Imagine this: The Buddha decided not to forego the life of luxury he knew as a member of his culture’s aristocratic elite, decided not to make a radical change, decided he would instead try to influence the “system” from within. In his father’s kingdom, maybe for a generation or two, people would have said, “Oh that Prince Siddhartha, wasn’t he a kind man? So much more understanding and selfless than most of the wealthy.” It’s true; he might have helped make things marginally better for awhile, but he would not have left behind the path to meaning we know today as Buddhism.

For all their differences—one a poor boy, the other a prince—Jesus and the Buddha shared this in common: they both felt the breath of the great beyond, the eternal more, God’s breath if you will, blowing on their necks. And they didn’t run from it. They didn’t try to convince themselves God was just trying to cool them off when in fact God was trying to fire them up. They accepted the challenge, radical as it was, and each in his own way set out to make God’s will known in the world.
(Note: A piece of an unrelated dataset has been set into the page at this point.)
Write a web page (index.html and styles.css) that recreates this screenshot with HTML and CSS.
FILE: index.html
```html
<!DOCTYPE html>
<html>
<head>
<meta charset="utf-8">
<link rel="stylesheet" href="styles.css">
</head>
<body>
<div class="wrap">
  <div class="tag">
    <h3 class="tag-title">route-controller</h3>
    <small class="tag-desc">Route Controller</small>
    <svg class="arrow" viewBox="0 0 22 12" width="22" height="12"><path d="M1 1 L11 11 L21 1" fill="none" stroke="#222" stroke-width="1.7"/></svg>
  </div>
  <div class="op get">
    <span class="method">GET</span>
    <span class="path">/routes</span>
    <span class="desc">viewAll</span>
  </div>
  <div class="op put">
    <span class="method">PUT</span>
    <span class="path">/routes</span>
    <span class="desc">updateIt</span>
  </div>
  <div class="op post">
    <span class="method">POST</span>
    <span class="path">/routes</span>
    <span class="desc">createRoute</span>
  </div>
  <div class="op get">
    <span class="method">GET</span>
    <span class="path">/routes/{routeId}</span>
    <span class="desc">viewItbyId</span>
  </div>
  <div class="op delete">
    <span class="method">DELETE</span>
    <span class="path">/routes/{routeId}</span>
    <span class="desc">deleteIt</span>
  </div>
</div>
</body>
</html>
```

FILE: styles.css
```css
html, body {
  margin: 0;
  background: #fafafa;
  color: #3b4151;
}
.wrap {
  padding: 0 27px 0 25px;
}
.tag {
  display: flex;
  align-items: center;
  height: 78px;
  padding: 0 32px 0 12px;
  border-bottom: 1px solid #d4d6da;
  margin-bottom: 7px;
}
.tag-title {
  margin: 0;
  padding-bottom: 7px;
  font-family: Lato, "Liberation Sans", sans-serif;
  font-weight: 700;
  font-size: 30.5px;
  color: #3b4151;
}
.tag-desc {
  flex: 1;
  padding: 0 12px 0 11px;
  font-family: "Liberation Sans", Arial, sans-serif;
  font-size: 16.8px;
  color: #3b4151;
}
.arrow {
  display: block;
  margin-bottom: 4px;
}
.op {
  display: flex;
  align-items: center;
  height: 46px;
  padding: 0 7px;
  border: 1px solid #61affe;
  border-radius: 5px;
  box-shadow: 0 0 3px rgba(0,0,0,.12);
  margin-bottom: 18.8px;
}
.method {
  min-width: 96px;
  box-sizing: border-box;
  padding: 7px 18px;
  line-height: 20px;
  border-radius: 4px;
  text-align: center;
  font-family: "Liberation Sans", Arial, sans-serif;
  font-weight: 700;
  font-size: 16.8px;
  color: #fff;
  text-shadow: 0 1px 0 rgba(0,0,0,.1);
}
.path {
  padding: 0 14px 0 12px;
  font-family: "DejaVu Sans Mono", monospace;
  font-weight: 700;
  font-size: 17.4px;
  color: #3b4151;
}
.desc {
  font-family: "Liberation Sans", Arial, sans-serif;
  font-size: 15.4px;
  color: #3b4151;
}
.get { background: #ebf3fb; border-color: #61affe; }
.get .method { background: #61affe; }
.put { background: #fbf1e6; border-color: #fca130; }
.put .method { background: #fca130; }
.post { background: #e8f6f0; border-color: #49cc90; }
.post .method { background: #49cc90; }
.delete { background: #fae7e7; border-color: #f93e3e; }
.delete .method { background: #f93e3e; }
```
Radical. For some it’s a frightening word, but it works well to describe either Jesus or the Buddha. Both call us to radical change. Many times people ask or even debate whether the goal of peace is best reached by promoting a peace within each of us or a peace among all of us. Do we project a world of peace, love and compassion by first building such a world within our own hearts, or do we follow the existential path of publicly demanding peace and compassion and then find peace for ourselves in knowing we’ve done what God asks? How people answer often influences which of the two prophets is most appealing. My answer is that the paths are parallel, if not the same path. Choosing between the two is a false choice. We build the worlds of peace within us and peace around us together. Jesus, who in his ministry confronted the power structure in the name of peace and fairness, also taught a simple love between neighbors and the solitude of prayer, a form of meditation. The Buddha, who we think of as encouraging meditation as a path to enlightenment, broke radically from his class and culture after he was exposed to the terrible suffering of the masses. Despite their differences in style, both prophets call for radical departure in the quest to become one with God.
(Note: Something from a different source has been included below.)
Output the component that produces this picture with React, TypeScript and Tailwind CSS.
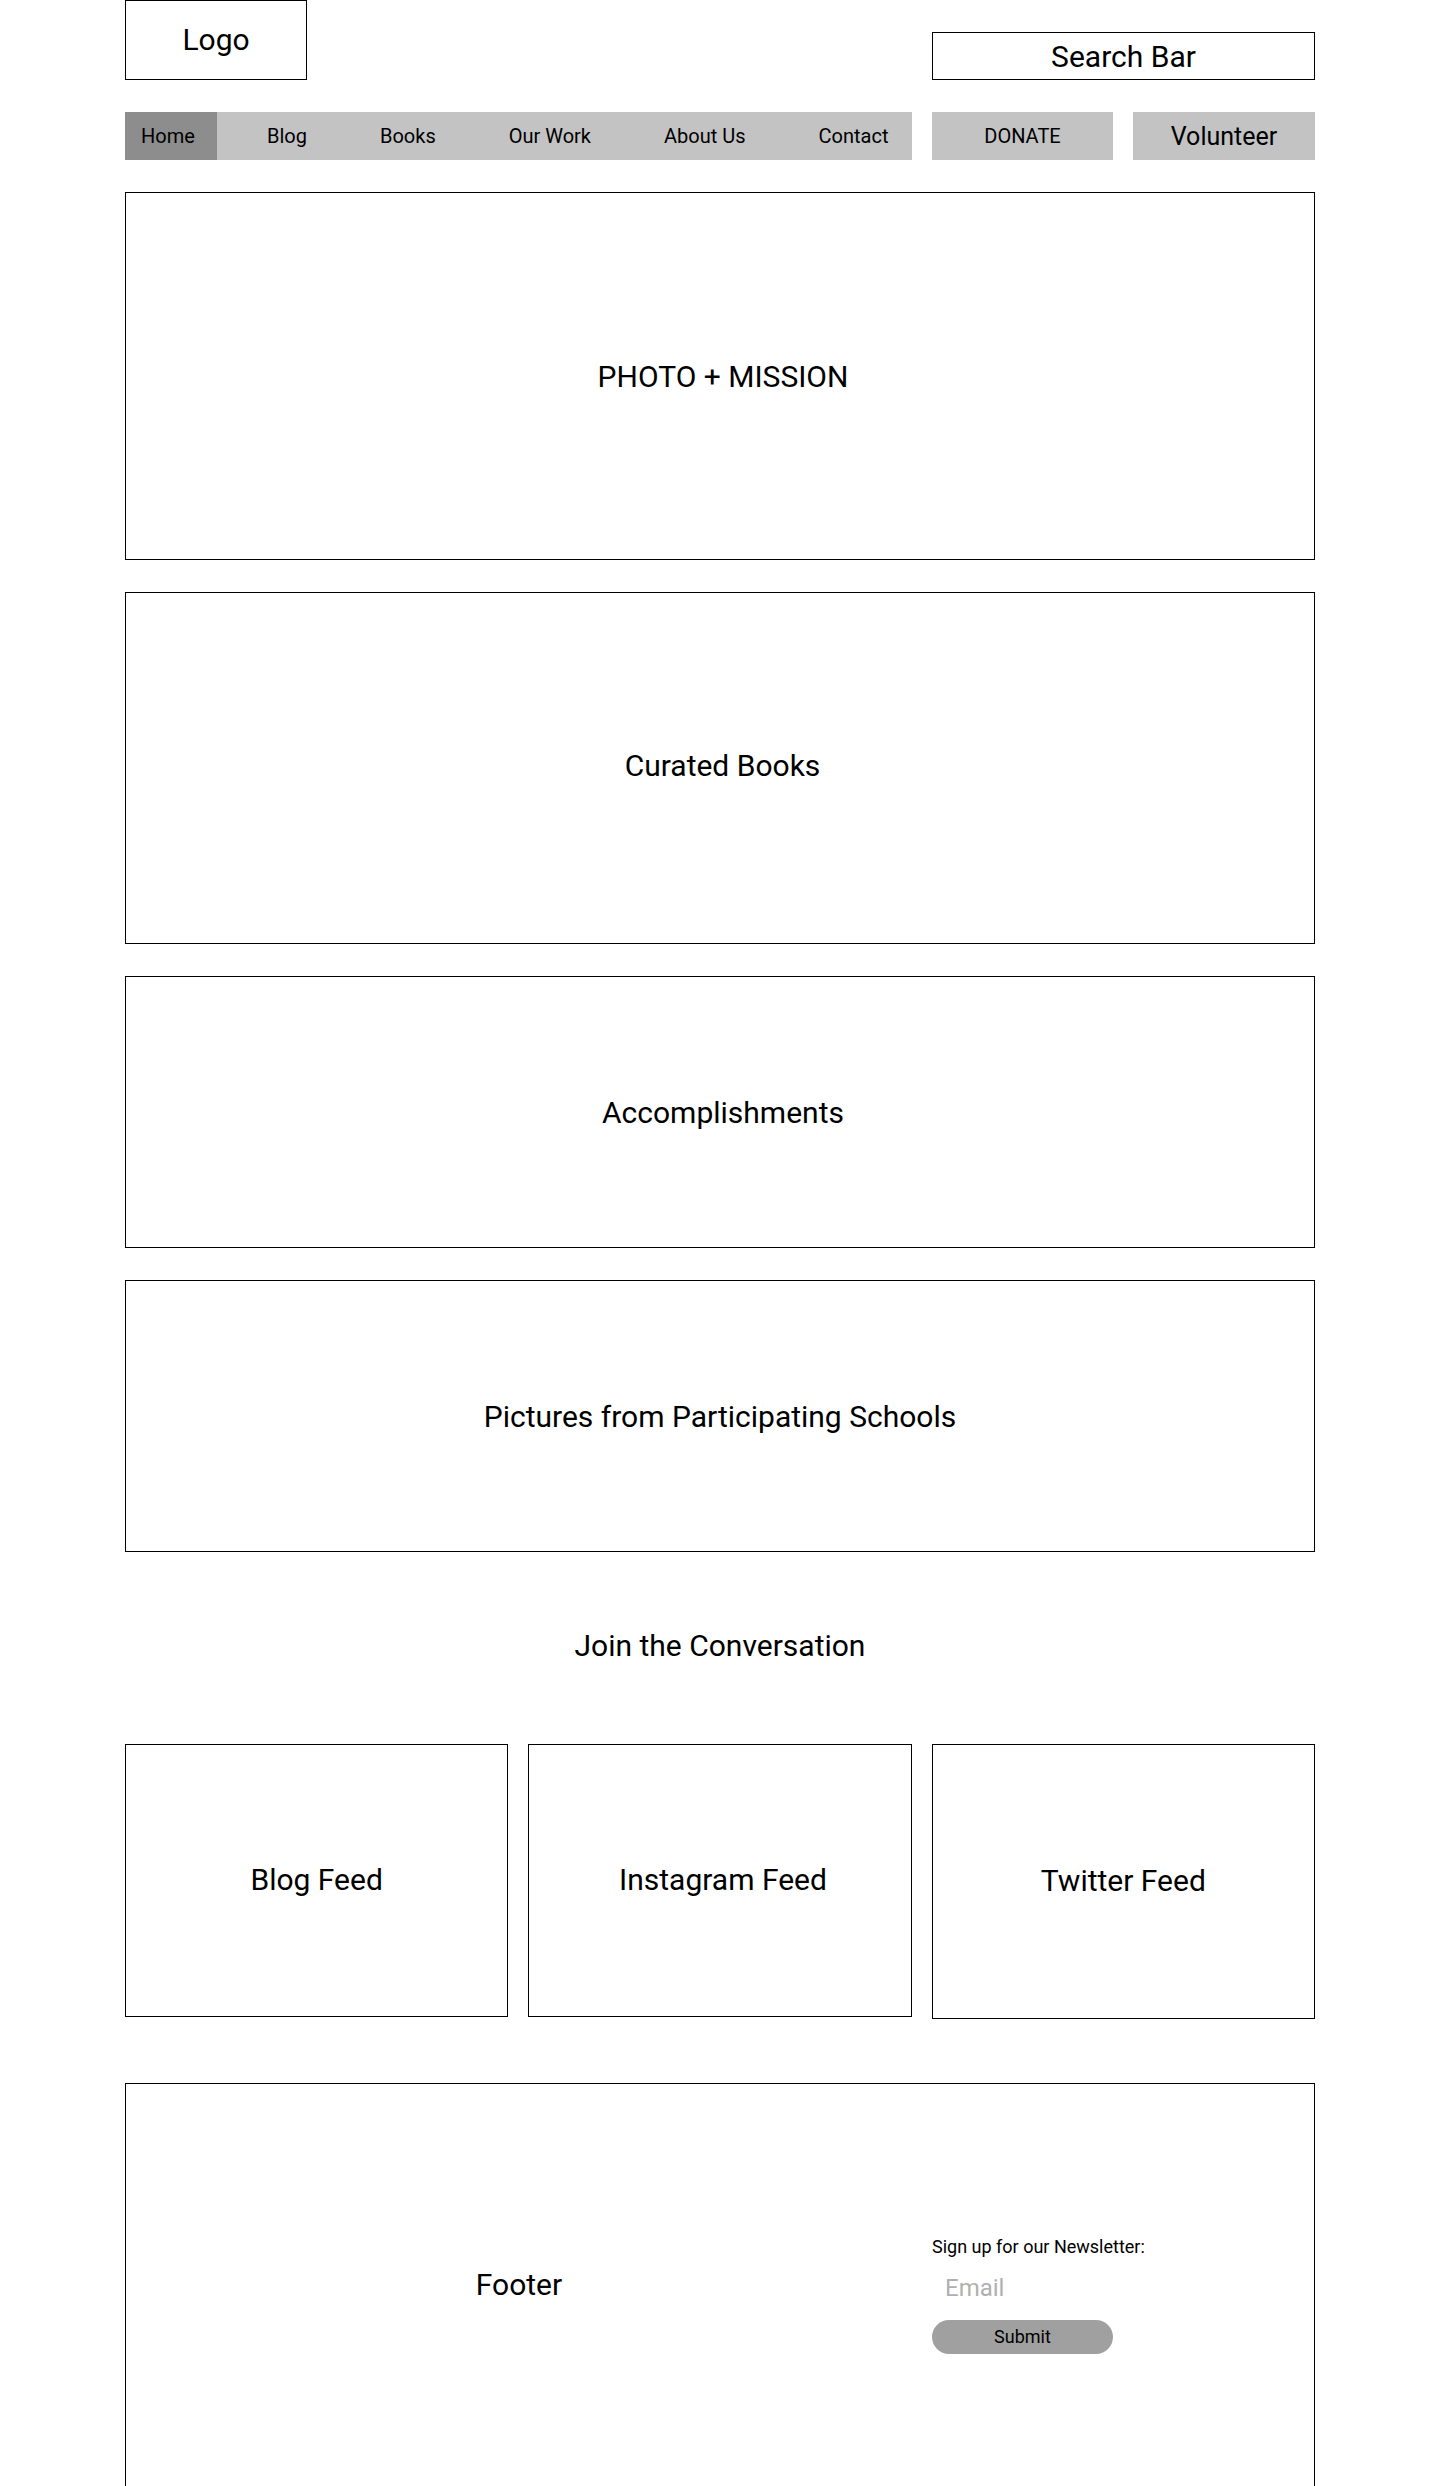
import React from "react";

function Box({ h, label, extra = "" }: { h: string; label: string; extra?: string }) {
  return (
    <div className={`${h} border border-black flex items-center justify-center text-[30px] leading-[35px]`}>
      <span className={extra}>{label}</span>
    </div>
  );
}

export default function App() {
  const navItems = ["Blog", "Books", "Our Work", "About Us", "Contact"];
  return (
    <div className="w-full bg-white font-[Roboto,sans-serif] text-black">
      <div className="w-[1190px] mx-auto flex flex-col">
        {/* Header */}
        <div className="flex items-end justify-between">
          <div className="w-[182px] h-[80px] border border-black flex items-center justify-center text-[30px] leading-[35px]">
            <span className="-mt-[2px]">Logo</span>
          </div>
          <div className="w-[383px] h-[48px] border border-black flex items-center justify-center text-[30px] leading-[35px]">
            Search Bar
          </div>
        </div>

        {/* Nav */}
        <div className="mt-8 flex h-[48px] gap-5">
          <div className="w-[787px] bg-[#c3c3c3] flex items-stretch text-[20px] leading-[24px]">
            <div className="w-[92px] bg-[#8d8d8d] flex items-center pl-[16px]">Home</div>
            <div className="flex items-center pl-[50px] gap-[73px]">
              {navItems.map((n) => (
                <span key={n}>{n}</span>
              ))}
            </div>
          </div>
          <div className="w-[181px] bg-[#c3c3c3] flex items-center justify-center text-[20px] leading-[24px]">
            DONATE
          </div>
          <div className="w-[182px] bg-[#c3c3c3] flex items-center justify-center text-[25px] leading-[29px]">
            Volunteer
          </div>
        </div>

        {/* Main sections */}
        <div className="mt-8 flex flex-col gap-8">
          <Box h="h-[368px]" label="PHOTO + MISSION" extra="ml-[6px]" />
          <Box h="h-[352px]" label="Curated Books" extra="ml-[5px] -mt-[5px]" />
          <Box h="h-[272px]" label="Accomplishments" extra="ml-[6px]" />
          <Box h="h-[272px]" label="Pictures from Participating Schools" />
        </div>

        {/* Join */}
        <div className="pt-[76px] pb-[81px] text-center text-[30px] leading-[35px]">
          Join the Conversation
        </div>

        {/* Feeds */}
        <div className="grid grid-cols-3 gap-5 items-start">
          <Box h="h-[273px]" label="Blog Feed" extra="-mt-[2px]" />
          <Box h="h-[273px]" label="Instagram Feed" extra="ml-[6px] -mt-[2px]" />
          <Box h="h-[275px]" label="Twitter Feed" extra="-mt-[2px]" />
        </div>

        {/* Footer */}
        <div className="mt-[64px] h-[405px] border border-black grid grid-cols-[786px_1fr] gap-5">
          <div className="flex items-center justify-center text-[30px] leading-[35px]">
            <span className="-mt-[2px]">Footer</span>
          </div>
          <div className="flex flex-col items-start pt-[152px]">
            <div className="text-[18px] leading-[21px]">Sign up for our Newsletter:</div>
            <div className="mt-[17px] pl-[13px] text-[24px] leading-[28px] text-[#b0b0b0]">Email</div>
            <div className="mt-[18px] w-[181px] h-[34px] rounded-full bg-[#a0a0a0] flex items-center justify-center text-[18px] leading-[22px]">
              Submit
            </div>
          </div>
        </div>
      </div>
    </div>
  );
}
Each of us must decide for ourselves how to begin the journey to peace. What is required is that we journey with radical intentions. And along the way we must nurture both the peace within and the peace among us or our journey will be fruitless.

I was inspired to write about radical intentions by two articles I read this week, the first from the Christian Peacemaker Teams in Palestine who sent an open letter to President Obama which reads in part: “On Tuesday June 15th, you said of the protests in Iran, ‘When I see peaceful dissent being suppressed, whenever that takes place, it is of concern to me and it is of concern to the American people.’ For the last 13 years, Christian Peacemaker Teams have witnessed the brutal suppression of peaceful dissent here in Palestine. … Every day, Palestinians hold nonviolent demonstrations and defy curfews and closed military zones. They rebuild demolished homes and work their land despite the threat of arrest and attack. Though their struggle is largely ignored by the media, we find inspiration in the way Palestinians are working for justice and peace. …”

The second article was a column by Paul Krugman in the New York Times warning that the eager-to-compromise approach of the Obama team on health care reform would likely lead to a measure so watered down as to be useless. Now is the time to do the job once and for all, Krugman argues, and that means showing the courage to act with radical will.

What is the purpose of faith? Why do we seek enlightenment? Is it so we can rest easy in our own cocoons? Study the lives and teachings of Jesus called the Christ and Siddhartha Gautama called the Buddha, and you will see that the purpose is radical change and nothing less than a restoration of a world stripped of its glory by humankind.

1 comment:

Holly said...

Radical intention,now that works for me. And i surely believe Krugman has it right. This spoke to pantheistic me -- thanks, Gary.